**WHAT IS NEEDED**
Select every line holding the word "styles" and copy it.

**DATA**
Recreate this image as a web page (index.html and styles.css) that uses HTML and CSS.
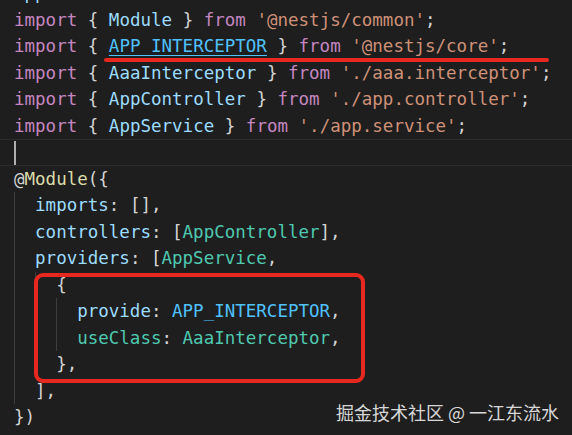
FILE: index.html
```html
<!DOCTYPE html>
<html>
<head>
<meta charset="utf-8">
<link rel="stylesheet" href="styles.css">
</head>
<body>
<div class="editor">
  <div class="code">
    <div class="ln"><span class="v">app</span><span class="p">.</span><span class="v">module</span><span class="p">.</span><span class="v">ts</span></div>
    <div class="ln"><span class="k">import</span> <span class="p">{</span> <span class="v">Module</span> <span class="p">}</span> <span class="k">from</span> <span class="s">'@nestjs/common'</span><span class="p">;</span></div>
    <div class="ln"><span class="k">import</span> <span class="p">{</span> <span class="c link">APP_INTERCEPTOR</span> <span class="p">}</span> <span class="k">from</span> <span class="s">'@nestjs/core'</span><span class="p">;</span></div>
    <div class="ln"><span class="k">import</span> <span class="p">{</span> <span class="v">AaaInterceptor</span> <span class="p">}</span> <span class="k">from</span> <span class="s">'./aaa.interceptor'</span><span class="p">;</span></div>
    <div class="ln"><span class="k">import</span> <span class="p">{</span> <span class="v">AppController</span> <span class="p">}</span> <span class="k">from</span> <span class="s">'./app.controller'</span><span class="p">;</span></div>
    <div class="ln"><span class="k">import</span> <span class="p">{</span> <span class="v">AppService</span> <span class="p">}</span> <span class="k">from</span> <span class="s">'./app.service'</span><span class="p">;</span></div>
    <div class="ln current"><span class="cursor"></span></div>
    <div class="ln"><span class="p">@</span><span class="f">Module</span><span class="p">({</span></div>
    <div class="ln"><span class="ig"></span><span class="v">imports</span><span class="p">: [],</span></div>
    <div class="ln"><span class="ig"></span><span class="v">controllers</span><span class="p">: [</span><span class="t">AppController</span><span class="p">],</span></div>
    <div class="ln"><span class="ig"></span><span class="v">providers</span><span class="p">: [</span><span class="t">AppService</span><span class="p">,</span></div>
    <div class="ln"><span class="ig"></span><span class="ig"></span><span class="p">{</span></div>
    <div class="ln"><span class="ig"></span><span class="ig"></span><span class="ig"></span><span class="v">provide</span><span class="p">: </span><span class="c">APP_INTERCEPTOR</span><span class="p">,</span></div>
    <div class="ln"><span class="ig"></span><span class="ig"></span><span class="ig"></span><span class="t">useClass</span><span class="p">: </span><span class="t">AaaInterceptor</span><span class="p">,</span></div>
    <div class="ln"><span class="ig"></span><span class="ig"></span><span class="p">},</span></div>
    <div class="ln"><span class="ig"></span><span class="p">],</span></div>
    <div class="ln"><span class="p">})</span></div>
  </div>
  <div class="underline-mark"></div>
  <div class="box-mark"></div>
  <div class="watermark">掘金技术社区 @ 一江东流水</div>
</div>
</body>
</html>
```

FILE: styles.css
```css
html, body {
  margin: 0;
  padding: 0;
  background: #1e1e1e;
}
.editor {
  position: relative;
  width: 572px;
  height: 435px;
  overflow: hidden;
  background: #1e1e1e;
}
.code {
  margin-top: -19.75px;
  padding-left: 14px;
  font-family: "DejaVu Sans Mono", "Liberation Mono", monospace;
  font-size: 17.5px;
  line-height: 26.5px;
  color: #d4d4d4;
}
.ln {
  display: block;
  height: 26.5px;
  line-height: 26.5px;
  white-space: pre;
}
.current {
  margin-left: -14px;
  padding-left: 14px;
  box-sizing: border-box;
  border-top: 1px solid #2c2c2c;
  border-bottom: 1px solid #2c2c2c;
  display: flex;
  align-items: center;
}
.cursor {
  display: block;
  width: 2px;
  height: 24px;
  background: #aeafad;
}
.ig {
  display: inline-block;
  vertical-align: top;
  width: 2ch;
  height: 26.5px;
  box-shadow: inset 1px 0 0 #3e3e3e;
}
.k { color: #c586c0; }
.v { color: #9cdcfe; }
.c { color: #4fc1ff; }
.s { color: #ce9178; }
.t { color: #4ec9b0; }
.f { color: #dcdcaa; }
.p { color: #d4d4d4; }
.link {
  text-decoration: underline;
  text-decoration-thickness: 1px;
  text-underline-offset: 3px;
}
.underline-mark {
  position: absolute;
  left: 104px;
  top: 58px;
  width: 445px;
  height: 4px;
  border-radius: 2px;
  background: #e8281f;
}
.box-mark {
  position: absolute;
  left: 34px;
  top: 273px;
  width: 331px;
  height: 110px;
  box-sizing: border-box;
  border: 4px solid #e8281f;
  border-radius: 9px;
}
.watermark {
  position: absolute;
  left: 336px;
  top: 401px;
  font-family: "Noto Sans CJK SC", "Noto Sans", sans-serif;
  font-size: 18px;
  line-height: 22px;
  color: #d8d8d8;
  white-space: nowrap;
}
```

**EXERCISE OUTPUT**
Recreate this image as a web page (index.html and styles.css) that uses HTML and CSS.
<link rel="stylesheet" href="styles.css">
FILE: styles.css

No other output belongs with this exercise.